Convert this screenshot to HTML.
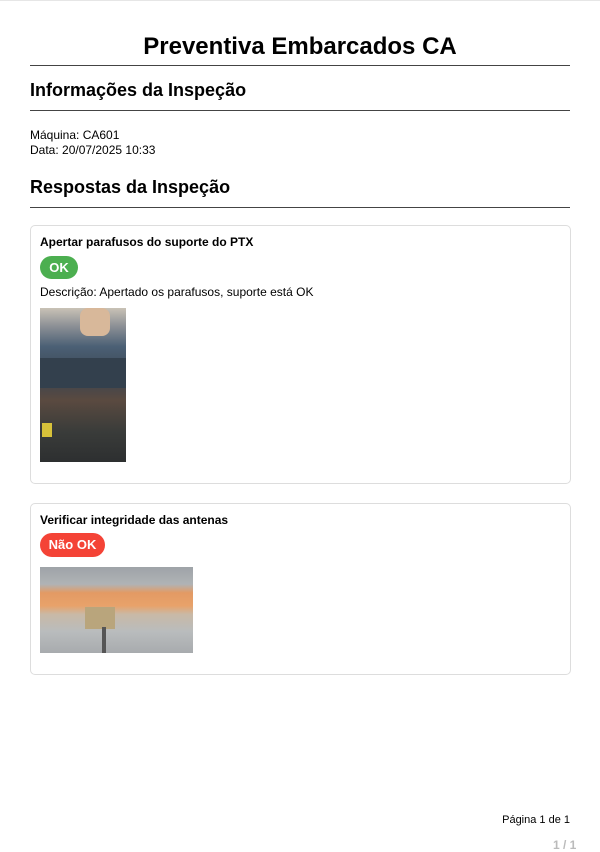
<!DOCTYPE html>
<html><head><meta charset="utf-8"><style>
body{margin:0;width:600px;height:851px;background:#fff;font-family:"Liberation Sans",Arial,sans-serif;color:#000;position:relative;overflow:hidden}
.a{position:absolute;white-space:nowrap}
.hr{position:absolute;left:30px;width:540px;height:1px;background:#444}
.card{position:absolute;left:30px;width:539px;border:1px solid #ddd;border-radius:5px}
.badge{position:absolute;color:#fff;font-weight:bold;font-size:13px;border-radius:12px;text-align:center}
</style></head><body>
<div class="a" style="left:0;top:0;width:600px;height:1px;background:#e6e6e6"></div>
<div class="a" style="left:0;width:600px;top:33px;text-align:center;font-size:24px;font-weight:bold">Preventiva Embarcados CA</div>
<div class="hr" style="top:65px"></div>
<div class="a" style="left:30px;top:80px;font-size:18px;font-weight:bold">Informações da Inspeção</div>
<div class="hr" style="top:110px"></div>
<div class="a" style="left:30px;top:128px;font-size:12px;line-height:15px">Máquina: CA601<br>Data: 20/07/2025 10:33</div>
<div class="a" style="left:30px;top:177px;font-size:18px;font-weight:bold">Respostas da Inspeção</div>
<div class="hr" style="top:207px"></div>

<div class="card" style="top:225px;height:257px"></div>
<div class="a" style="left:40px;top:235px;font-size:12px;font-weight:bold">Apertar parafusos do suporte do PTX</div>
<div class="badge" style="left:40px;top:256px;width:38px;height:23px;line-height:23px;background:#4caf50">OK</div>
<div class="a" style="left:40px;top:285px;font-size:12px">Descrição: Apertado os parafusos, suporte está OK</div>
<div class="a" style="left:40px;top:308px;width:86px;height:154px;background:linear-gradient(180deg,#c9c2b6 0%,#8b8f95 12%,#4b6075 25%,#3b4450 45%,#5a4a40 60%,#3a3c3a 80%,#2d2f30 100%)">
<div class="a" style="left:40px;top:0;width:30px;height:28px;background:#d8b89a;border-radius:8px"></div>
<div class="a" style="left:0;top:50px;width:86px;height:30px;background:#33404d"></div>
<div class="a" style="left:2px;top:115px;width:10px;height:14px;background:#d8c23a"></div>
</div>

<div class="card" style="top:503px;height:170px"></div>
<div class="a" style="left:40px;top:513px;font-size:12px;font-weight:bold">Verificar integridade das antenas</div>
<div class="badge" style="left:40px;top:533px;width:65px;height:24px;line-height:24px;background:#f44336">Não OK</div>
<div class="a" style="left:40px;top:567px;width:153px;height:86px;background:linear-gradient(180deg,#9ea3a8 0%,#b0b3b5 20%,#e39a64 30%,#e8a26a 45%,#c9b9a6 55%,#b9bcbd 75%,#a8abae 100%)">
<div class="a" style="left:45px;top:40px;width:30px;height:22px;background:#b9a57c"></div>
<div class="a" style="left:62px;top:60px;width:4px;height:26px;background:#555"></div>
</div>

<div class="a" style="right:30px;top:814px;font-size:11px">Página 1 de 1</div>
<div class="a" style="left:553px;top:838px;font-size:12px;color:#bbb;font-weight:bold">1 / 1</div>
</body></html>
━━━━━━━━━━━━━━━━
Make an exact copy of all the material, but keep the pictures out of it.

Solution:
Convert this screenshot to HTML.
<!DOCTYPE html>
<html><head><meta charset="utf-8"><style>
body{margin:0;width:600px;height:851px;background:#fff;font-family:"Liberation Sans",Arial,sans-serif;color:#000;position:relative;overflow:hidden}
.a{position:absolute;white-space:nowrap}
.hr{position:absolute;left:30px;width:540px;height:1px;background:#444}
.card{position:absolute;left:30px;width:539px;border:1px solid #ddd;border-radius:5px}
.badge{position:absolute;color:#fff;font-weight:bold;font-size:13px;border-radius:12px;text-align:center}
</style></head><body>
<div class="a" style="left:0;top:0;width:600px;height:1px;background:#e6e6e6"></div>
<div class="a" style="left:0;width:600px;top:33px;text-align:center;font-size:24px;font-weight:bold">Preventiva Embarcados CA</div>
<div class="hr" style="top:65px"></div>
<div class="a" style="left:30px;top:80px;font-size:18px;font-weight:bold">Informações da Inspeção</div>
<div class="hr" style="top:110px"></div>
<div class="a" style="left:30px;top:128px;font-size:12px;line-height:15px">Máquina: CA601<br>Data: 20/07/2025 10:33</div>
<div class="a" style="left:30px;top:177px;font-size:18px;font-weight:bold">Respostas da Inspeção</div>
<div class="hr" style="top:207px"></div>

<div class="card" style="top:225px;height:257px"></div>
<div class="a" style="left:40px;top:235px;font-size:12px;font-weight:bold">Apertar parafusos do suporte do PTX</div>
<div class="badge" style="left:40px;top:256px;width:38px;height:23px;line-height:23px;background:#4caf50">OK</div>
<div class="a" style="left:40px;top:285px;font-size:12px">Descrição: Apertado os parafusos, suporte está OK</div>
<div class="a" style="left:40px;top:308px;width:86px;height:154px;background:linear-gradient(180deg,#c9c2b6 0%,#8b8f95 12%,#4b6075 25%,#3b4450 45%,#5a4a40 60%,#3a3c3a 80%,#2d2f30 100%)">
<div class="a" style="left:40px;top:0;width:30px;height:28px;background:#d8b89a;border-radius:8px"></div>
<div class="a" style="left:0;top:50px;width:86px;height:30px;background:#33404d"></div>
<div class="a" style="left:2px;top:115px;width:10px;height:14px;background:#d8c23a"></div>
</div>

<div class="card" style="top:503px;height:170px"></div>
<div class="a" style="left:40px;top:513px;font-size:12px;font-weight:bold">Verificar integridade das antenas</div>
<div class="badge" style="left:40px;top:533px;width:65px;height:24px;line-height:24px;background:#f44336">Não OK</div>
<div class="a" style="left:40px;top:567px;width:153px;height:86px;background:linear-gradient(180deg,#9ea3a8 0%,#b0b3b5 20%,#e39a64 30%,#e8a26a 45%,#c9b9a6 55%,#b9bcbd 75%,#a8abae 100%)">
<div class="a" style="left:45px;top:40px;width:30px;height:22px;background:#b9a57c"></div>
<div class="a" style="left:62px;top:60px;width:4px;height:26px;background:#555"></div>
</div>

<div class="a" style="right:30px;top:814px;font-size:11px">Página 1 de 1</div>
<div class="a" style="left:553px;top:838px;font-size:12px;color:#bbb;font-weight:bold">1 / 1</div>
</body></html>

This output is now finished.